TASK GOAL: Pictures are excluded. Copy exactly, and only, the lines from the one containing "Write a component" through the one containing "MdEdit, MdHelpOutline, MdSettingsEthernet", both ends included.

STORED DATA:
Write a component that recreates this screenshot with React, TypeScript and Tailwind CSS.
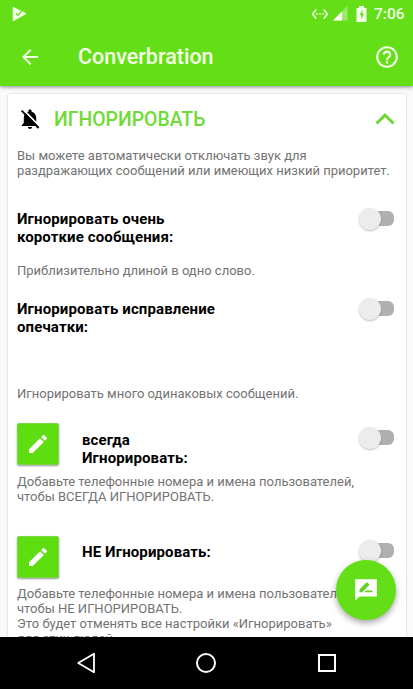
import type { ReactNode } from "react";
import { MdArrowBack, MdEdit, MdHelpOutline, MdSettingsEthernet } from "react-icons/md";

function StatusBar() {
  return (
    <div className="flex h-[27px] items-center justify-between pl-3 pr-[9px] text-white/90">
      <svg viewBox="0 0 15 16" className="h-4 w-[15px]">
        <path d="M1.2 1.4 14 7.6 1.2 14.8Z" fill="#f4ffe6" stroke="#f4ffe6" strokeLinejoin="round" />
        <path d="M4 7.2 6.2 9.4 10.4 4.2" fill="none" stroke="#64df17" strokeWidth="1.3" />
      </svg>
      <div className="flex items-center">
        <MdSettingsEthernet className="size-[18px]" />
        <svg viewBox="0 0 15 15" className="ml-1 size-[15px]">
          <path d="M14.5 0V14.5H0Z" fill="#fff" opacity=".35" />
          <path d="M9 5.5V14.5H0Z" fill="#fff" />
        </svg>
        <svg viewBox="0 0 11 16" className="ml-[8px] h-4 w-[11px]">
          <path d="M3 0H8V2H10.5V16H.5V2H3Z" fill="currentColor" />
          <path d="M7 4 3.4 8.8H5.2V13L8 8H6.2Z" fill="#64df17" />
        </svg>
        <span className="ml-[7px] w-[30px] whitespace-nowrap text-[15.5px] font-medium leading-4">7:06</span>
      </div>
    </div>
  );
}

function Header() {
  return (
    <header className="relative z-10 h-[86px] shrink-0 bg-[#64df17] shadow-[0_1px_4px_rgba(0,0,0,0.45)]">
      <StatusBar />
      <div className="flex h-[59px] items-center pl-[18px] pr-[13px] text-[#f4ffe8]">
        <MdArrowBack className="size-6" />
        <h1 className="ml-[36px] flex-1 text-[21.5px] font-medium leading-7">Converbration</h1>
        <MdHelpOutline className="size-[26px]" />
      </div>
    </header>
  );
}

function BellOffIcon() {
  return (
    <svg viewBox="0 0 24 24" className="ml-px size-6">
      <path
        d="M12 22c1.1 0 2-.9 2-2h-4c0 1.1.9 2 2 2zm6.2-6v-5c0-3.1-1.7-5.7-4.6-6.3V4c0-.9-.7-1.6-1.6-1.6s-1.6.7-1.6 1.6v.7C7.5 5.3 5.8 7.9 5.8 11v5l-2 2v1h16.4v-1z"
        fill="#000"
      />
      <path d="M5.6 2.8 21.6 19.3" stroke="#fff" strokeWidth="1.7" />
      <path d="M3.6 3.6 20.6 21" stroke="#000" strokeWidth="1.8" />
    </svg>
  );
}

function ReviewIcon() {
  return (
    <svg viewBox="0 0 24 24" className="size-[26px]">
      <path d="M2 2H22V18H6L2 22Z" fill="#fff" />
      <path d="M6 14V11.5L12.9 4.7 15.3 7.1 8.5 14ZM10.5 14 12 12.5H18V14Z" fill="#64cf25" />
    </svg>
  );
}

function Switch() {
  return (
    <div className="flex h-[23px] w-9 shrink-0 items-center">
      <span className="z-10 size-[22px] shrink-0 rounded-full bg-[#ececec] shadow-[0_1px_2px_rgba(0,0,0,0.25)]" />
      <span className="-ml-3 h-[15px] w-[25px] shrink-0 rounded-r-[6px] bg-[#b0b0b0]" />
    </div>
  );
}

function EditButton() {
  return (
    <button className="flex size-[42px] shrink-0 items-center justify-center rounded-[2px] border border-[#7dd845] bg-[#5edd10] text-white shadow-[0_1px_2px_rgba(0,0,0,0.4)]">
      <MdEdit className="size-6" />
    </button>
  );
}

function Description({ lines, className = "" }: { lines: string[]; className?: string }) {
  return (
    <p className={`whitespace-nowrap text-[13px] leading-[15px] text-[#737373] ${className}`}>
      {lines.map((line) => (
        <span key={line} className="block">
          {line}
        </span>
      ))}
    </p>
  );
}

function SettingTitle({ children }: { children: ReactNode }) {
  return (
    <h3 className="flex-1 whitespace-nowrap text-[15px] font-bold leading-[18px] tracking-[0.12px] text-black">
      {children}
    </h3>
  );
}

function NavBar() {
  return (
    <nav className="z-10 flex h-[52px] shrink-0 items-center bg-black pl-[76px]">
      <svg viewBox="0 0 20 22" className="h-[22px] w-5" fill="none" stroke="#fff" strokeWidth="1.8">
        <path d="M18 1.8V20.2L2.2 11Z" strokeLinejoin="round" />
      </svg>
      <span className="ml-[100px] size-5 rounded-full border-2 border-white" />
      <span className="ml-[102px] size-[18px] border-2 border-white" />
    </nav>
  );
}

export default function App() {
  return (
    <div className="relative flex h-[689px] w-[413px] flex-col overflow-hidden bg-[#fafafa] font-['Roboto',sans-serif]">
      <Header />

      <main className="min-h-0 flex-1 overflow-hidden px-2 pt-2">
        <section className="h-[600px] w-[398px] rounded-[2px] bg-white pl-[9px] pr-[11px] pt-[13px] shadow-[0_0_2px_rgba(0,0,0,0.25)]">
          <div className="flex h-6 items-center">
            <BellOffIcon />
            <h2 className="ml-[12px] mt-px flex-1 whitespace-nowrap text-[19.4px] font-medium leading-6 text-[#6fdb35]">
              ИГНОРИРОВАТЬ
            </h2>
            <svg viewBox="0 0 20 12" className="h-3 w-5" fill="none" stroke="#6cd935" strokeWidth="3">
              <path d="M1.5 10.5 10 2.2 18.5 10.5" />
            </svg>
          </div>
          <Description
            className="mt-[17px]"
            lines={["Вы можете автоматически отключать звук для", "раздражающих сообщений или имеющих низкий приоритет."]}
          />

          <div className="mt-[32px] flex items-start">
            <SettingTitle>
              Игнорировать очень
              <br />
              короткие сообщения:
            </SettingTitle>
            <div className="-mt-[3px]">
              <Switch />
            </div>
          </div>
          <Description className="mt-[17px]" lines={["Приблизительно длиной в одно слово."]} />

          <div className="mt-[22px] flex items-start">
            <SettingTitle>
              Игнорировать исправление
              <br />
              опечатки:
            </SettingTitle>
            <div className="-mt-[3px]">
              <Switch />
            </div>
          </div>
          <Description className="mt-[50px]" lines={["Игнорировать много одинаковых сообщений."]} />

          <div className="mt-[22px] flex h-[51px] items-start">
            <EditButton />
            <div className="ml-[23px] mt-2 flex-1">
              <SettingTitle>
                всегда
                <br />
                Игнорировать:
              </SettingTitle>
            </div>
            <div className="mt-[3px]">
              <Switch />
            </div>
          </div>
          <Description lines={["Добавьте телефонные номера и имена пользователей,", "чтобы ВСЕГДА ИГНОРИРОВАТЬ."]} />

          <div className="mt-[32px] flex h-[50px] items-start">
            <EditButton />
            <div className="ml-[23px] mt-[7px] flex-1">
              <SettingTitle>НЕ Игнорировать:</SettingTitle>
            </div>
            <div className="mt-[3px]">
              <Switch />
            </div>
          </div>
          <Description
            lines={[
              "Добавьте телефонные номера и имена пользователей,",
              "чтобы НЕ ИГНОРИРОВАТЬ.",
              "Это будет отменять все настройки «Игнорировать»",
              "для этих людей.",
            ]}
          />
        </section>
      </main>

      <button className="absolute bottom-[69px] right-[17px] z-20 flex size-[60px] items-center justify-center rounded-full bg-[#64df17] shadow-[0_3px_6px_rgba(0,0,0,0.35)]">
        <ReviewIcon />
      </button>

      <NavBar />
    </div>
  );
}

--

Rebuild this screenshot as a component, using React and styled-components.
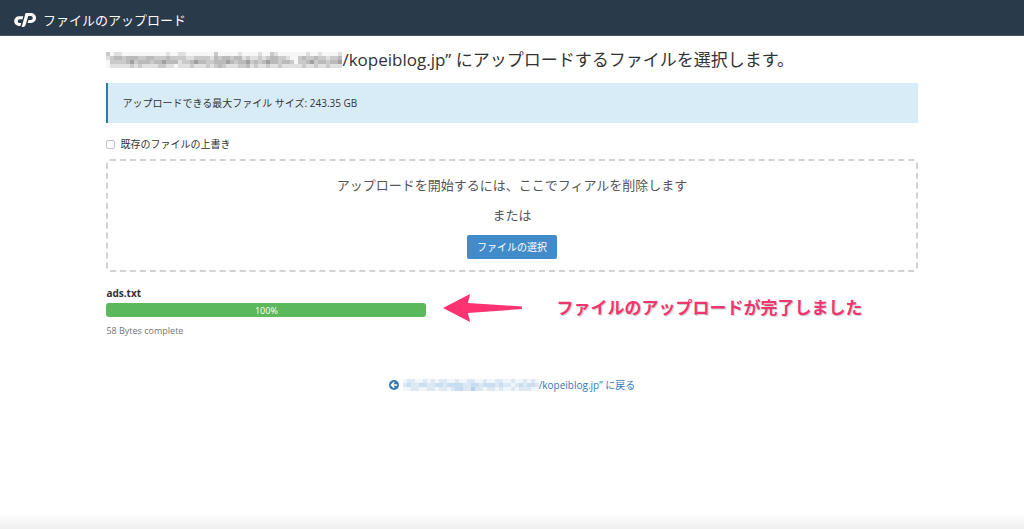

...

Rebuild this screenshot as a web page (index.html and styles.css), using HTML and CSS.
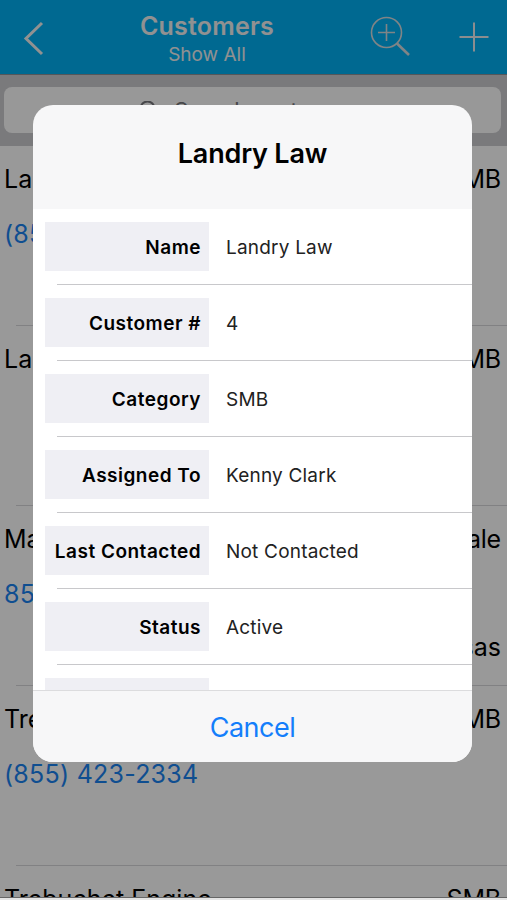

THE RESULT:
Write a component that recreates this screenshot with React, TypeScript and Tailwind CSS.
import type { ReactNode } from "react";
import { MdArrowBack, MdEdit, MdHelpOutline, MdSettingsEthernet } from "react-icons/md";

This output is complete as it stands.